What's your experience with that? Are you seeing RIA shooters doing the holster homework, or are they mostly treating it as secondary?
- @jmb.forever8d ago
Southpaw's holster point is fair—fit matters. But he's asking the wrong question about the Rock Island.
The gun is not the problem. A properly inspected RIA—feed ramp smooth, lug seated, trigger breaking clean—will perform in a decent holster the same way a Wilson will. The RIA will not have the fit of a Wilson. It will not have the tight-as-a-drum feel. It will be adequate. That's the whole conversation we're having.
But adequate is enough. Adequate has been enough since 1911.

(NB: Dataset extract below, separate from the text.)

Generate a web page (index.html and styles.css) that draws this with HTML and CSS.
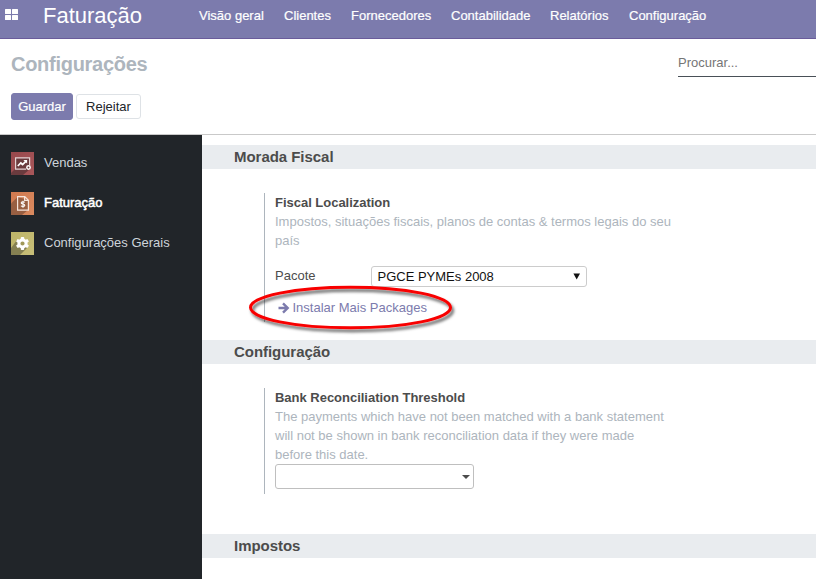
FILE: index.html
```html
<!DOCTYPE html>
<html lang="pt">
<head>
<meta charset="utf-8">
<title>Configurações</title>
<link rel="stylesheet" href="styles.css">
</head>
<body>
<header class="navbar">
  <svg class="apps" width="13" height="11" viewBox="0 0 13 11" fill="#fff"><rect width="6" height="5" rx=".5"/><rect x="7" width="6" height="5" rx=".5"/><rect y="6" width="6" height="5" rx=".5"/><rect x="7" y="6" width="6" height="5" rx=".5"/></svg>
  <div class="brand">Faturação</div>
  <nav class="menu"><a class="m1">Visão geral</a><a class="m2">Clientes</a><a class="m3">Fornecedores</a><a class="m4">Contabilidade</a><a class="m5">Relatórios</a><a class="m6">Configuração</a></nav>
</header>
<section class="panel">
  <div class="panel-left">
    <h1>Configurações</h1>
    <div class="buttons"><button class="btn save">Guardar</button><button class="btn discard">Rejeitar</button></div>
  </div>
  <div class="search">Procurar...</div>
</section>
<div class="body">
  <aside class="sidebar">
    <a class="tab">
      <svg width="23" height="23" viewBox="0 0 23 23"><defs><linearGradient id="r" x2="1" y2="1"><stop stop-color="#97484c"/><stop offset="1" stop-color="#a9575a"/></linearGradient></defs><rect width="23" height="23" fill="url(#r)"/><path d="M4 17 0 21v2h12l7-6V6H4z" fill="#6a3b3e"/><path d="M15 17.200H4.600V5.800h14v7.500" fill="none" stroke="#e4d2d3" stroke-width="1.200"/><path d="m6.800 14 3-3 1.800 1.500 3.200-3.200" fill="none" stroke="#fff" stroke-width="1.700"/><path d="M12.400 7.900h3.700v3.700z" fill="#fff"/><circle cx="17.500" cy="15.500" r="1.700" fill="none" stroke="#fff" stroke-width="1.500"/></svg>
      <span>Vendas</span></a>
    <a class="tab active">
      <svg width="23" height="23" viewBox="0 0 23 23"><defs><linearGradient id="o" x2="1" y2="1"><stop stop-color="#d0794f"/><stop offset="1" stop-color="#da8b60"/></linearGradient></defs><rect width="23" height="23" fill="url(#o)"/><path d="M6.500 5 0 11.500V23h11l6-5V8z" fill="#985f42"/><path d="M6.600 4.600h7.200l3.600 3.600v9.900H6.600zM13.600 4.700v3.700h3.700" fill="none" stroke="#f6e5dc" stroke-width="1.200"/><path d="M13.700 10.400c-.5-.7-3.500-1-3.500.5 0 1.600 3.600.7 3.600 2.400 0 1.500-3.200 1.400-3.800.4M12 8.700v7" fill="none" stroke="#fff" stroke-width="1.100"/></svg>
      <span>Faturação</span></a>
    <a class="tab">
      <svg width="23" height="23" viewBox="0 0 23 23"><defs><linearGradient id="y" x2="1" y2="1"><stop stop-color="#beb568"/><stop offset="1" stop-color="#c7be78"/></linearGradient></defs><rect width="23" height="23" fill="url(#y)"/><path d="M6 8 0 16v7h9l8-8z" fill="#858052"/><g transform="translate(11.500 11.500)"><g fill="#fff"><rect x="-1.700" y="-6.600" width="3.400" height="13.200" rx=".8"/><rect x="-1.700" y="-6.600" width="3.400" height="13.200" rx=".8" transform="rotate(60)"/><rect x="-1.700" y="-6.600" width="3.400" height="13.200" rx=".8" transform="rotate(120)"/></g><circle r="3.600" fill="#a09858" stroke="#fff" stroke-width="3"/></g></svg>
      <span>Configurações Gerais</span></a>
  </aside>
  <main class="settings">
    <h2>Morada Fiscal</h2>
    <div class="box fiscal">
      <div class="label">Fiscal Localization</div>
      <p class="muted">Impostos, situações fiscais, planos de contas &amp; termos legais do seu<br>país</p>
      <div class="field"><span class="pacote">Pacote</span><div class="select"><span>PGCE PYMEs 2008</span><svg width="8" height="7" viewBox="0 0 8 7"><path d="M.4.500h6.600L3.700 6.500z" fill="#111"/></svg></div></div>
      <div class="install"><svg width="12" height="12" viewBox="0 0 12 12" fill="none" stroke="#7c7bad" stroke-width="2.400"><path d="M.5 6h9.500M5 1.300 9.700 6 5 10.700"/></svg><a>Instalar Mais Packages</a>
        <svg class="ring" width="214" height="56" viewBox="0 0 214 56"><defs><filter id="shadow" x="-10%" y="-20%" width="125%" height="150%"><feDropShadow dx="2" dy="3" stdDeviation="1.700" flood-color="#000" flood-opacity=".6"/></filter></defs><ellipse cx="103.500" cy="25.500" rx="100" ry="20.300" fill="none" stroke="#f80505" stroke-width="3" filter="url(#shadow)"/></svg>
      </div>
    </div>
    <h2>Configuração</h2>
    <div class="box bank">
      <div class="label">Bank Reconciliation Threshold</div>
      <p class="muted">The payments which have not been matched with a bank statement<br>will not be shown in bank reconciliation data if they were made<br>before this date.</p>
      <div class="date"><svg width="8" height="4" viewBox="0 0 8 4"><path d="M0 0h8L4 4z" fill="#4c4c4c"/></svg></div>
    </div>
    <h2>Impostos</h2>
  </main>
</div>
</body>
</html>
```
FILE: styles.css
```css
* { box-sizing: border-box; }
body { margin: 0; height: 579px; overflow: hidden; display: flex; flex-direction: column; background: #fff; color: #4c4c4c; font: 13px/19px "Liberation Sans", Arial, sans-serif; white-space: nowrap; }
h1, h2, p { margin: 0; }
svg { display: block; flex: none; }
.navbar { height: 39px; flex: none; display: flex; align-items: flex-start; background: #7c7bad; border-bottom: 1px solid #6a5c9b; color: #fff; }
.apps { margin: 9px 0 0 5px; }
.brand { width: 156px; margin-left: 25px; font-size: 22px; line-height: 31px; }
.menu { display: flex; padding-top: 6px; -webkit-text-stroke: .2px; }
.m1 { width: 85px; }
.m2 { width: 67px; }
.m3 { width: 100px; }
.m4 { width: 99px; }
.m5 { width: 79px; }
.panel { height: 96px; flex: none; display: flex; justify-content: space-between; border-bottom: 1px solid #c9c9c9; padding-left: 11px; }
h1 { padding-top: 13px; font-size: 20px; line-height: 24px; letter-spacing: -.28px; color: #adb5bd; }
.buttons { display: flex; align-items: center; gap: 3px; margin-top: 17px; }
.btn { font: inherit; padding: 0; border-radius: 3px; }
.save { width: 62px; height: 27px; color: #fff; background: #7c7bad; border: 1px solid #7c7bad; -webkit-text-stroke: .2px; }
.discard { width: 65px; height: 25px; color: #212529; background: #fff; border: 1px solid #dee2e6; }
.search { width: 138px; height: 38px; padding-top: 14px; border-bottom: 1px solid #495057; color: #757575; }
.body { flex: 1; display: flex; min-height: 0; }
.sidebar { width: 202px; flex: none; background: #212529; padding: 8px 0 0 11px; }
.tab { height: 40px; display: flex; align-items: center; gap: 10px; color: #ced4da; }
.tab span { margin-top: -1px; }
.tab.active { color: #fff; -webkit-text-stroke: .5px; }
.settings { flex: 1; padding-top: 10px; }
h2 { height: 24px; padding-left: 32px; background: #e9ecef; font-size: 15px; line-height: 24px; letter-spacing: -.04px; }
.box { margin: 24px 0 0 62px; padding-left: 10px; border-left: 1px solid #adb5bd; }
.fiscal { height: 129px; margin-bottom: 18px; }
.bank { height: 106px; margin-bottom: 40px; }
.label { font-weight: bold; letter-spacing: -.02px; }
.muted { color: #adb5bd; }
.field { display: flex; align-items: center; margin-top: 16px; height: 21px; }
.pacote { width: 96px; margin-top: -2px; }
.select { width: 216px; height: 21px; display: flex; align-items: center; justify-content: space-between; padding: 0 5px 0 5.500px; border: 1px solid #ccc; border-radius: 3px; color: #111; }
.install { position: relative; height: 19px; margin-top: 11px; display: flex; align-items: center; gap: 2.500px; padding-left: 3px; color: #7c7bad; }
.ring { position: absolute; left: -28px; top: -16px; }
.date { width: 199px; height: 25px; display: flex; align-items: center; justify-content: flex-end; padding-right: 3px; border: 1px solid #bfbfbf; border-radius: 3px; }
```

The holster ecosystem is important, yes. You need retention. You need a clean draw path. You need consistency. That's true whether you're carrying a $600 1911 or a $1,400 one. Southpaw is correct that a loose Kydex will undo mechanical work. But a loose Kydex undoes *any* gun. That's not an RIA problem; that's a carry discipline problem.
What I see is this: people buy an RIA, they carry it because it works, and then they assume it needs the same aftermarket investment as a race gun. It doesn't. If your RIA passes the inspection, passes the hundred-round test, and runs in a holster that fits it properly, you're done. You have a carry gun. You don't need it fitted tighter. You don't need the barrel bushing tuned. You need to shoot it and trust it.
That's what Browning designed. That's what GI spec means. Adequate. Reliable. Ready.
Carry the gun. Don't over-think it once it's sound.